Later cars—especially GTLs—make excellent daily drivers. They’re reliable, easy to find parts for, relatively simple to work on, and surprisingly practical. Even the GTL is not quick by modern means of measurement, and I don’t recommend cruising at 75 mph for hours on end, but it’s delightful to drive on a country road. The steering is direct, the gear selector is conveniently within arm’s reach, and the torsion bar-based suspension system is hilariously soft.
The 4’s legacy
Renault considered resurrecting the 4 in the early 2010s, as a replacement for the Modus. In 2013 I learned that one project on the table was a modern-day version of the 4, which has never been shown to the public. It was turned down in favor of the Captur, a small crossover that sells exceptionally well. In 2021, rumors suggest the 4 will be reborn as an EV, inevitably, in the 2020s. Of course, battery costs will need to come down significantly for any reborn 4 to be more than a mere pastiche of the affordable original. Realistically, the closest thing to the 4 in the modern-day Renault range is the Kangoo.
Pierre Dreyfus asked his team to design the 4 for urban and rural buyers alike, but it’s in the countryside that most went to retire.
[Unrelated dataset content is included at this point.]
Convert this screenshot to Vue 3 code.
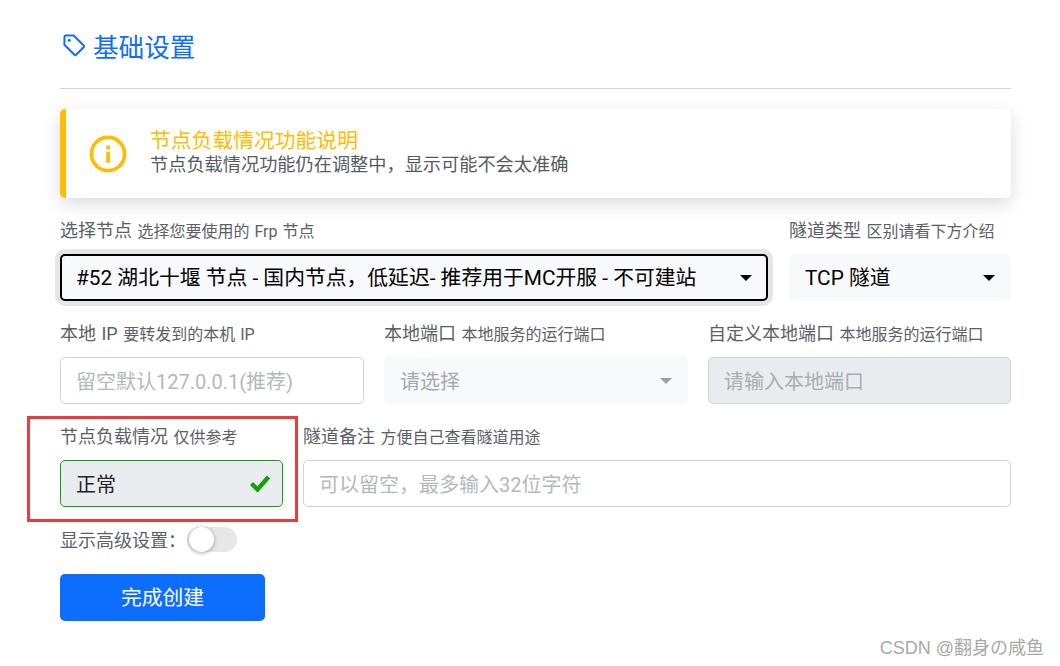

Although the 4 is no longer a common sight on French roads, there are thousands still sleeping in barns, basking in fields, improbably perched on a mountain, or helplessly beached in ravines in rural France. Some were turned into trailers; others became chicken coops. Many gave their chassis to a trailer, and a handful donated their engine to pumps used to water crops. Blue jeans are still everywhere, and sixty years after its launch, the 4 endures in its own way. Long may it live.